Problem statement >> Reply with one number only, the count of lines holding the string "this".
--- Start Data lines ---
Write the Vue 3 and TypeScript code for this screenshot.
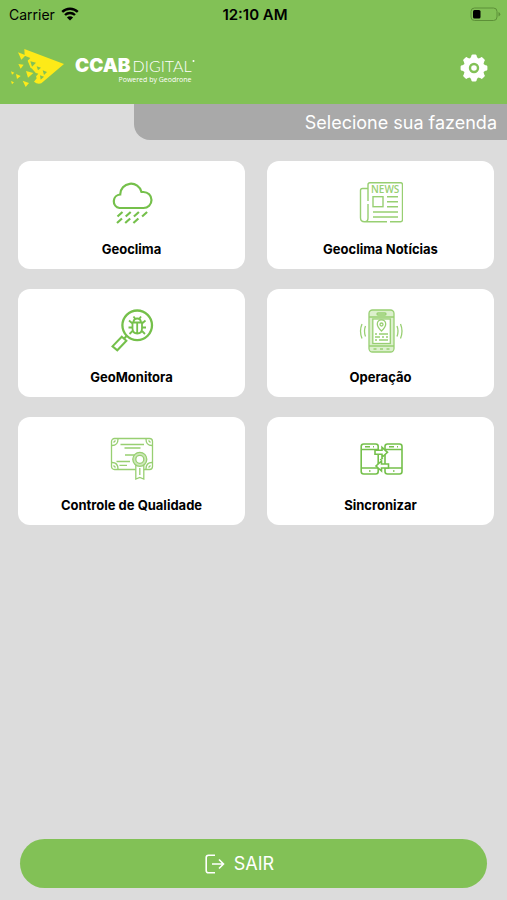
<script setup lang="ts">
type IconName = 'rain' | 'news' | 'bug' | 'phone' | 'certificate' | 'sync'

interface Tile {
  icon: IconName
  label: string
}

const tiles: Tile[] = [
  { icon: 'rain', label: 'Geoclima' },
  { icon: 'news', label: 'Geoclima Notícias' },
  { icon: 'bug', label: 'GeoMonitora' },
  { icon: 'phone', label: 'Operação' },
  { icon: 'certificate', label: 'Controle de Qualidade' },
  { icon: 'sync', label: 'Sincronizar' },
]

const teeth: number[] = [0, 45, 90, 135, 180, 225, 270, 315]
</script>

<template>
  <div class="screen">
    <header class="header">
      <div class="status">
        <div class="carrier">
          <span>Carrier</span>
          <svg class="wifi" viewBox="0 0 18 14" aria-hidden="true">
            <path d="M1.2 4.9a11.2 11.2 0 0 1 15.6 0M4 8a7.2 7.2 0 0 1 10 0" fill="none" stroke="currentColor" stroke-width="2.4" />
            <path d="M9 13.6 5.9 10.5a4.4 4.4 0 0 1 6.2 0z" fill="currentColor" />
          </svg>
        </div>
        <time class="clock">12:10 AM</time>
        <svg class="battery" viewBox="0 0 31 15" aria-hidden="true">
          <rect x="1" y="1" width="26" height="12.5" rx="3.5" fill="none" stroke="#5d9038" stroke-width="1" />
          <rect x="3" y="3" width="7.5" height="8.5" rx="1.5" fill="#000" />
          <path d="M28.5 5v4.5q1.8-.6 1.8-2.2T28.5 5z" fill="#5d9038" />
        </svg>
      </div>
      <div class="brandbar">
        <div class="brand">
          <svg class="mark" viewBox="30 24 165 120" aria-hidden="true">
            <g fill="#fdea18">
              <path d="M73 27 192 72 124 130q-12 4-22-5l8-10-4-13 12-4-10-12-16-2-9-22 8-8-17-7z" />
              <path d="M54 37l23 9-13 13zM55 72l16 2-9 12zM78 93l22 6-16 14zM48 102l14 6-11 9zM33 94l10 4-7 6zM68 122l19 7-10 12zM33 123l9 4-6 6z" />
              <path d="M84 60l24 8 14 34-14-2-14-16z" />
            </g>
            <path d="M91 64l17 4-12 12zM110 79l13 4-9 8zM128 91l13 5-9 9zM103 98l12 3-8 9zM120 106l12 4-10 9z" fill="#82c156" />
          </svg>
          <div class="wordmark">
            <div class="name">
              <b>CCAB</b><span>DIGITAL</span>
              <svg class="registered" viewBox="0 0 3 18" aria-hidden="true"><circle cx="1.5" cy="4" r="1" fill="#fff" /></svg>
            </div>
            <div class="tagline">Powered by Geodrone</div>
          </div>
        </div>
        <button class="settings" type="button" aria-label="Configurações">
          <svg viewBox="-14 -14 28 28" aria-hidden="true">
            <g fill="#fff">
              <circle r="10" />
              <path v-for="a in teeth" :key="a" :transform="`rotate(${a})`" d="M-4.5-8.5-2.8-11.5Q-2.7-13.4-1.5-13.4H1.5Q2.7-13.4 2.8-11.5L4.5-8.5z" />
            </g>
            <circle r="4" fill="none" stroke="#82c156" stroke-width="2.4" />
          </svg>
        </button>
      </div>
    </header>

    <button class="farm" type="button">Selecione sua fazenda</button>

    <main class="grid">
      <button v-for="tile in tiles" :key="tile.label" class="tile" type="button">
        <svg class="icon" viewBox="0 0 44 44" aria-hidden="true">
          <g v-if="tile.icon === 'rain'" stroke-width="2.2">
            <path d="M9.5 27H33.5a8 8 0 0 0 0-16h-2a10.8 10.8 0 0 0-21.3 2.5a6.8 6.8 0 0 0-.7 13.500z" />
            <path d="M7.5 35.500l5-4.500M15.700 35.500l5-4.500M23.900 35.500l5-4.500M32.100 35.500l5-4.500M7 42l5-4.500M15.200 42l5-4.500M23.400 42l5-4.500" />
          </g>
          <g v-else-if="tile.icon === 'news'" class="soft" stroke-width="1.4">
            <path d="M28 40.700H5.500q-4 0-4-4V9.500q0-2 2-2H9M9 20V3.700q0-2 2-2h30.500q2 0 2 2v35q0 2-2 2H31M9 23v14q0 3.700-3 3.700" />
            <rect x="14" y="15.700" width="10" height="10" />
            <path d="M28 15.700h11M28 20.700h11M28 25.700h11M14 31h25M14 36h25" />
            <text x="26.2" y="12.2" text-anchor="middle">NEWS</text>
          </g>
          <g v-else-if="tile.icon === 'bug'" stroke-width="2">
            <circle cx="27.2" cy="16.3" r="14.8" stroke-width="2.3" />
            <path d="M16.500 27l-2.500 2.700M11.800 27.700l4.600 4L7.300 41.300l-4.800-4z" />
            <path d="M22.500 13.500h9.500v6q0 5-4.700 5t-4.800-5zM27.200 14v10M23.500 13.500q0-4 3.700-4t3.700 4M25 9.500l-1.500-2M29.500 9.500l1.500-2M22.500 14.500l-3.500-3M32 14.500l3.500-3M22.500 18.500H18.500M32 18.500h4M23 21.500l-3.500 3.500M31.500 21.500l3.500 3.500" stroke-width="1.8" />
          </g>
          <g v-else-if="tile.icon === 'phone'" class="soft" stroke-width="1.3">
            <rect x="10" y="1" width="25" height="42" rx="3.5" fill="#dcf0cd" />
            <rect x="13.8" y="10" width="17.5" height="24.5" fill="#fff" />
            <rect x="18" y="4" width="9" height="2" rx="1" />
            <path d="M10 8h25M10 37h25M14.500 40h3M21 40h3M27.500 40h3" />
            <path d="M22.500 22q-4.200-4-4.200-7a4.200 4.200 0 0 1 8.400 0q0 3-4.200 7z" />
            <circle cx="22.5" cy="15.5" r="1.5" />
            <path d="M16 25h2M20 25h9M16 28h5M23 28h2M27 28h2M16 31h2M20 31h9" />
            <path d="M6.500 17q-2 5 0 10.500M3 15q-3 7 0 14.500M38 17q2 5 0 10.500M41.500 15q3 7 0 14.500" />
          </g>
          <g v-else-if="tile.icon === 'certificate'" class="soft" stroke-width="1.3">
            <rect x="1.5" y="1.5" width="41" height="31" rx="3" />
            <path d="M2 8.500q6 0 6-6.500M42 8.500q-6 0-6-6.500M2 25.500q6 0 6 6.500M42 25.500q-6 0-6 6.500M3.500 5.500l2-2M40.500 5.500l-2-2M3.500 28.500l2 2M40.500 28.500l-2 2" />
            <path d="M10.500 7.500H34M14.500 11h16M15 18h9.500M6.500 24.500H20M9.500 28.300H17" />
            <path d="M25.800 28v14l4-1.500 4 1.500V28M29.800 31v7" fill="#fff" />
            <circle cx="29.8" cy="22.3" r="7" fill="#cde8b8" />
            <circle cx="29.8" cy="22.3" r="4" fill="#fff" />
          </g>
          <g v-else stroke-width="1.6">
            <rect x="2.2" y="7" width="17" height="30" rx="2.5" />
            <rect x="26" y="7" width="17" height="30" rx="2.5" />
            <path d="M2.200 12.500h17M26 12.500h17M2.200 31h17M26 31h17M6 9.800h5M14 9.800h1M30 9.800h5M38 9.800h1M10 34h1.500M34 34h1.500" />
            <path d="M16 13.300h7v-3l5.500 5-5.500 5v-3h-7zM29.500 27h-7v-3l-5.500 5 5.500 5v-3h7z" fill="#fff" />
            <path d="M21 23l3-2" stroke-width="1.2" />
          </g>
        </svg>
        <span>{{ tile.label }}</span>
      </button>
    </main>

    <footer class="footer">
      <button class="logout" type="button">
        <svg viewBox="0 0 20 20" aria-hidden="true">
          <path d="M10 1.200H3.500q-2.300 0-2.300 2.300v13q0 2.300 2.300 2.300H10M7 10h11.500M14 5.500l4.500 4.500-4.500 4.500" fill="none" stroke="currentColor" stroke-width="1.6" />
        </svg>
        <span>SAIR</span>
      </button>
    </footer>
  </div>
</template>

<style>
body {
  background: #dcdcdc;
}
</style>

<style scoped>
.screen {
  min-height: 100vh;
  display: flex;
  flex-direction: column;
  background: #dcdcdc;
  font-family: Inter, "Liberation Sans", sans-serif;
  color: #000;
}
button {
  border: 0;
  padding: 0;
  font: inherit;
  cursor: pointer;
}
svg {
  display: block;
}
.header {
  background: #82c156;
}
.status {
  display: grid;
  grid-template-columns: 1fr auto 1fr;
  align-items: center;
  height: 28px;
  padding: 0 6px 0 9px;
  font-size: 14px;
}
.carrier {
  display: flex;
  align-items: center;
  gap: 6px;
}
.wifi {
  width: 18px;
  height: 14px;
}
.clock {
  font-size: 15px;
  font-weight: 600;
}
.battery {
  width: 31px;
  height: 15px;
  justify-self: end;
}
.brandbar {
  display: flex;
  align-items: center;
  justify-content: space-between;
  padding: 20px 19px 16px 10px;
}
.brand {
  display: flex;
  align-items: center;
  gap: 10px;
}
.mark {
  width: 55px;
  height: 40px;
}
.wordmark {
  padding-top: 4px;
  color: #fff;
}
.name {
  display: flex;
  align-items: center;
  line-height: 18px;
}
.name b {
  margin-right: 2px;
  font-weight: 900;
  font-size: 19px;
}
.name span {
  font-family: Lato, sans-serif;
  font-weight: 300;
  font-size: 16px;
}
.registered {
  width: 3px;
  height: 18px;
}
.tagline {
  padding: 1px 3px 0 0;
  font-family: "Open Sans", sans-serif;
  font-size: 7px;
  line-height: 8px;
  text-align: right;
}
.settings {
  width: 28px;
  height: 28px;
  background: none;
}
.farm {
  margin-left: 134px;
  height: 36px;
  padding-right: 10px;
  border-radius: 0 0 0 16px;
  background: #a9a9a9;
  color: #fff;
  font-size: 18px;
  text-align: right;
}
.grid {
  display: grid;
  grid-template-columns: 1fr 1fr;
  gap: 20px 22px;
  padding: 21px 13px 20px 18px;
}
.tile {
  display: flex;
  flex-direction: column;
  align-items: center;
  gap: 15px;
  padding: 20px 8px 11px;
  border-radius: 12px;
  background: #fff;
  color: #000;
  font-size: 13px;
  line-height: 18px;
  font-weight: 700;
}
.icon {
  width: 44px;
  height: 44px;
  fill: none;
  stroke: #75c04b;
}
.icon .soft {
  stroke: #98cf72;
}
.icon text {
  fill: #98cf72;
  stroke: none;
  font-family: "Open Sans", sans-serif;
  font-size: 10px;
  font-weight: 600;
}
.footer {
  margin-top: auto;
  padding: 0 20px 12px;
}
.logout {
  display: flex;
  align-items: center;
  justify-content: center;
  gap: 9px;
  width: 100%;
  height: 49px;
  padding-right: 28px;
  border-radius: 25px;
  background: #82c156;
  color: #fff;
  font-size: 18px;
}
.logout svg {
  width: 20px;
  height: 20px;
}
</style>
--- End Data lines ---
--- Start Data lines ---
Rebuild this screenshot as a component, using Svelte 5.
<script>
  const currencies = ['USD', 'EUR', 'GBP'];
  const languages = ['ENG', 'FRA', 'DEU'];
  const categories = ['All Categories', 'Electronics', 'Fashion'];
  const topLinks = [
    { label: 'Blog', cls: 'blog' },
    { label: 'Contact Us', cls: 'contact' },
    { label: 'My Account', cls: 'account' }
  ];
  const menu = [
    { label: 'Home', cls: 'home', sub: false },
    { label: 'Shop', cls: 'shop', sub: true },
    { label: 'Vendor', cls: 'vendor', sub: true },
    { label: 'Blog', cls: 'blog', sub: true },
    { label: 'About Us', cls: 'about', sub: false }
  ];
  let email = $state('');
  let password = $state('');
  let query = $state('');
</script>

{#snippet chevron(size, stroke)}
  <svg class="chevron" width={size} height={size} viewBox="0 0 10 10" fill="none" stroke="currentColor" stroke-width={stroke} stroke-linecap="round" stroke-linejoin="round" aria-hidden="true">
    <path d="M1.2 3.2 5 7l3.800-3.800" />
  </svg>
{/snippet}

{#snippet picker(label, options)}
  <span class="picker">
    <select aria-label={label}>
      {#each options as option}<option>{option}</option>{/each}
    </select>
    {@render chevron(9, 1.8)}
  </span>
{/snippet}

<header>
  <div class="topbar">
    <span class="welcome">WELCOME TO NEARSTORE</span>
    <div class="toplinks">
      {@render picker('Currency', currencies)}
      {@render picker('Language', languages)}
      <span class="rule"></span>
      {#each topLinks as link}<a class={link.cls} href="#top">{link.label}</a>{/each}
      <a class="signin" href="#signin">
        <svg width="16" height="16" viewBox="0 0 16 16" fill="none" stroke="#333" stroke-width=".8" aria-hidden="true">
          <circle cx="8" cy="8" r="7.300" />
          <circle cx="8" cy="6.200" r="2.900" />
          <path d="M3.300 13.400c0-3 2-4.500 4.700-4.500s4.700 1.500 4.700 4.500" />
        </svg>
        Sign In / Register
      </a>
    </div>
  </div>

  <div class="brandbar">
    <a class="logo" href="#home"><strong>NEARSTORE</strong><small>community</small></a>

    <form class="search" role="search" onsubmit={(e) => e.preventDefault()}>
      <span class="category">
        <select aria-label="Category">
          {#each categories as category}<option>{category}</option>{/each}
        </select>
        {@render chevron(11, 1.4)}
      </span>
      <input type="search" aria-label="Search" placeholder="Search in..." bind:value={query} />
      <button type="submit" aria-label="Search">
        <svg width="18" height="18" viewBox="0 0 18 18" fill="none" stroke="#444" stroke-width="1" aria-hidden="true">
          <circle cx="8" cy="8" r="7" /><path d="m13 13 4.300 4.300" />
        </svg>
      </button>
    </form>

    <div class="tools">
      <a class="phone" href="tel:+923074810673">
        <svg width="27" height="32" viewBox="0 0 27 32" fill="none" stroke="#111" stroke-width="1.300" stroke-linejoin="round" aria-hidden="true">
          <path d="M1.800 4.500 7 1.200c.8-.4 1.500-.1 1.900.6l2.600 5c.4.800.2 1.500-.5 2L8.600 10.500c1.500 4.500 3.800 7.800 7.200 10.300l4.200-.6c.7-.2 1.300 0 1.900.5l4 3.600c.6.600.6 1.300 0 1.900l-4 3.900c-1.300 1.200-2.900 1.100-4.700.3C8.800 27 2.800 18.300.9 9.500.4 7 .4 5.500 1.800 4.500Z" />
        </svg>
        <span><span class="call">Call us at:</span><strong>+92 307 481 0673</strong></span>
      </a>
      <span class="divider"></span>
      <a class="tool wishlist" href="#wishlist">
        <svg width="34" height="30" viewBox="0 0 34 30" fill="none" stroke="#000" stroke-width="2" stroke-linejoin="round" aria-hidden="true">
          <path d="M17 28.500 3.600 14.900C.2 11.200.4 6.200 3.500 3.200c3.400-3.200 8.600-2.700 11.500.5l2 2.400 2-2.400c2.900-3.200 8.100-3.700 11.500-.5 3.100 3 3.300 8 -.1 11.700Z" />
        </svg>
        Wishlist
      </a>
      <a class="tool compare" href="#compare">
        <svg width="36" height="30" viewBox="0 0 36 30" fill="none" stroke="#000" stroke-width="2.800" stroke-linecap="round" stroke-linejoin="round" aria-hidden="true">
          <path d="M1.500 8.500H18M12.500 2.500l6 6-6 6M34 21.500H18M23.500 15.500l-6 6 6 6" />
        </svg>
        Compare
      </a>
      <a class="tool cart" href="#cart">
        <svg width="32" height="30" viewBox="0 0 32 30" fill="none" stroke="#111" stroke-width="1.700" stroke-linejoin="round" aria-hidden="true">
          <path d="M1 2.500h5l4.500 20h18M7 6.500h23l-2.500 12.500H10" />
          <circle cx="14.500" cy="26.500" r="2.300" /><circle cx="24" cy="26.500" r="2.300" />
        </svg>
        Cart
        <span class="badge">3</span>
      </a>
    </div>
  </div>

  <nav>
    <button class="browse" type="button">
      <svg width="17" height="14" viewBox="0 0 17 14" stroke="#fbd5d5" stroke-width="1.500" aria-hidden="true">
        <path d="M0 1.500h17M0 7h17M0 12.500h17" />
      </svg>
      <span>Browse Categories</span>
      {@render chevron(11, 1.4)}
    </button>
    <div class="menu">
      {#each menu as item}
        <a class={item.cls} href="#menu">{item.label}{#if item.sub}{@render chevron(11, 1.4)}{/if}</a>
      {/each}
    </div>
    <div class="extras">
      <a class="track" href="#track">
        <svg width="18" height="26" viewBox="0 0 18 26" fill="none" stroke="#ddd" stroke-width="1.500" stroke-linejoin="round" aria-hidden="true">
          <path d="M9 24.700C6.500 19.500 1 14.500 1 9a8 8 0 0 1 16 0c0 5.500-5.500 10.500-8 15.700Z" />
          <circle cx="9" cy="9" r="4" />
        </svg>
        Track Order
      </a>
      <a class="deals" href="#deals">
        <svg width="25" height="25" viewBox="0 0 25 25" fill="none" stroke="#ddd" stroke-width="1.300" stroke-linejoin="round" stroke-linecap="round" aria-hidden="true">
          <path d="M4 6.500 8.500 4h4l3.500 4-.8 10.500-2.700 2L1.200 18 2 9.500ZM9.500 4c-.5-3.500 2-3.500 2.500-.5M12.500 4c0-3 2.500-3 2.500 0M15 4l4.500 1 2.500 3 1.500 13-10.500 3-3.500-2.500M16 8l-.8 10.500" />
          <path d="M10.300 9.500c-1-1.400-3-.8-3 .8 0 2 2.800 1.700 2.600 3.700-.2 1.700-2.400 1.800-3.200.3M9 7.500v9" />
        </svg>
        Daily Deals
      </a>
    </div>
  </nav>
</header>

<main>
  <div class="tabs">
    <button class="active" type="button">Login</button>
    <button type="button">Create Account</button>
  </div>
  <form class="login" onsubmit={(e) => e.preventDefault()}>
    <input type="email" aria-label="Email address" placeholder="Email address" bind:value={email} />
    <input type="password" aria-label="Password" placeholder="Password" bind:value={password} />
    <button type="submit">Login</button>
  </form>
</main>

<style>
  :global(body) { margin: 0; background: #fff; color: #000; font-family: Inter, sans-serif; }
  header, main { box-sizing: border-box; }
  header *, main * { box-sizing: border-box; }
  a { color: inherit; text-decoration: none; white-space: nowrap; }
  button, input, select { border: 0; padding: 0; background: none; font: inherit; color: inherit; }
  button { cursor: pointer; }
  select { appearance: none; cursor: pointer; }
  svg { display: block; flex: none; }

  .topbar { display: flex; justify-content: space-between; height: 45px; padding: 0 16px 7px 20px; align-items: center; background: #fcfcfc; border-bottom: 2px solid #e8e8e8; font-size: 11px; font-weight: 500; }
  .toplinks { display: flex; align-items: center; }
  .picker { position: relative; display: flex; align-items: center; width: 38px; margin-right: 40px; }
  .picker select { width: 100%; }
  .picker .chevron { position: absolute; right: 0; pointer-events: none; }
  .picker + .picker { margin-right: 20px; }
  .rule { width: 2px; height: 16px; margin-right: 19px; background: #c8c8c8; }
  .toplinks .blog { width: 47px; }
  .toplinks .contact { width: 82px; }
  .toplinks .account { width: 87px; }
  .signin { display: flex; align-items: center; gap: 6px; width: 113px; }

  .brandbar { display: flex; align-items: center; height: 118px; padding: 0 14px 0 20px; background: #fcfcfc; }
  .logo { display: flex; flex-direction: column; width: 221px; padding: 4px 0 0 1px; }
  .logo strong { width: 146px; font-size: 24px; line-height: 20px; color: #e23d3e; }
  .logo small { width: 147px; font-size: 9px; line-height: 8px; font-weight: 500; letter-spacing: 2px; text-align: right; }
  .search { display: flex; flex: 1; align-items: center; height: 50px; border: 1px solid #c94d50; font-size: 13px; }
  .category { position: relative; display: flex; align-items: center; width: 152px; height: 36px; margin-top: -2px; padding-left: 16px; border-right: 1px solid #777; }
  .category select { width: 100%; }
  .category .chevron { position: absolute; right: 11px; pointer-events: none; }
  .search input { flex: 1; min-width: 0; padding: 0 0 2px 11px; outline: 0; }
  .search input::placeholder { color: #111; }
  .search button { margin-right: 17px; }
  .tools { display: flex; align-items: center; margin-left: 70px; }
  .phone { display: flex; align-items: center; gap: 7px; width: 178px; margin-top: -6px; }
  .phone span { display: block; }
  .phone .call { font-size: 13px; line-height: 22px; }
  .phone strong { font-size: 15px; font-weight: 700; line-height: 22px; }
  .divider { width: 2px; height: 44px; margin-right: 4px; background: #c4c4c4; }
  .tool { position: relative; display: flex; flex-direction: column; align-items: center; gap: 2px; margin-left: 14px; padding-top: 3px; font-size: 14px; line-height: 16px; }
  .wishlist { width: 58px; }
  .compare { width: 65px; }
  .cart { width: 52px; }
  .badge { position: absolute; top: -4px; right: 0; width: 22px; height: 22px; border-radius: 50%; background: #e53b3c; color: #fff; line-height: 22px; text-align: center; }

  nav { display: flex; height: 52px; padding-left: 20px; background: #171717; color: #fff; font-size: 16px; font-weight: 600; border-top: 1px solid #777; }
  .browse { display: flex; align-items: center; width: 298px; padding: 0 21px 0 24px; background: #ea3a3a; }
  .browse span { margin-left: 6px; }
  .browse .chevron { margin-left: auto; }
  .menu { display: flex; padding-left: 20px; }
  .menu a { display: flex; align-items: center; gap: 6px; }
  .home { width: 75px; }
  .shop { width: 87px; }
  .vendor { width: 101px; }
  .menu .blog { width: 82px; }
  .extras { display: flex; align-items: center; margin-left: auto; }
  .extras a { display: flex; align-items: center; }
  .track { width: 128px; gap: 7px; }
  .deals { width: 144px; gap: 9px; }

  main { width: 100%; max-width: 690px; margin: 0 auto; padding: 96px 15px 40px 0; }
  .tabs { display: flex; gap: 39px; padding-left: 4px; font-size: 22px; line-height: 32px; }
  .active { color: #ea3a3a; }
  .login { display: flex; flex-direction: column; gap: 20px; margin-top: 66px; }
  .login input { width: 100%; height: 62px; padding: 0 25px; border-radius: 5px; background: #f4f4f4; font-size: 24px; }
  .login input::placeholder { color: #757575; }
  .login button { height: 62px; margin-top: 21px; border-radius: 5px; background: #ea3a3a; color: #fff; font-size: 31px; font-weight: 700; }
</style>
--- End Data lines ---
Exercise response >> 2